Chinese patent applications 202010426329X and 202010452425.1 disclose the use of hyperbranched polyester resins in PCT resin compositions, which can improve the binding force between molded articles made from the polyester resin compositions and silica gel, so that the molded articles are not easily separated from silica gel, and have high reflectance after the addition of white pigment.

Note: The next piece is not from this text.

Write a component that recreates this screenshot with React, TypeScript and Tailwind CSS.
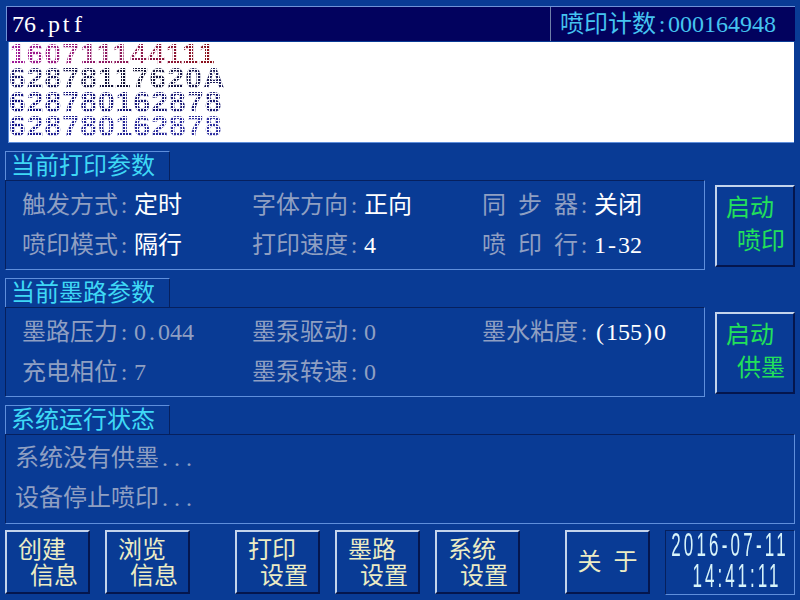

However, the above two PCT resin compositions have poor mechanical properties, and require the addition of a large amount of reinforcing materials, such as glass fibers, wollastonite, potassium titanate whiskers, kaolin, talc or mica, which tend to lower the light transmittance of the PCT resin compositions.
Disclosure of Invention
The invention aims to provide a polycarbonate/PCT polyester composition which has the technical advantages of good mechanical property and UV aging resistance.
Another object of the present invention is to provide a process for the preparation and use of the polycarbonate/PCT polyester compositions.
The invention is realized by the following technical scheme:
a polycarbonate/PCT polyester composition comprises the following components in parts by weight:
100 parts of PCT resin;
10-50 parts of polycarbonate resin;
0.05 to 1 portion of hyperbranched polyester,
wherein the molecular weight is 1000-11000g/mol, and the number of carboxyl groups is 4-48/mol.
Preferably, 0.3 to 0.6 part of hyperbranched polyester.
The intrinsic viscosity of the PCT resin is 0.6-0.8 dL/g.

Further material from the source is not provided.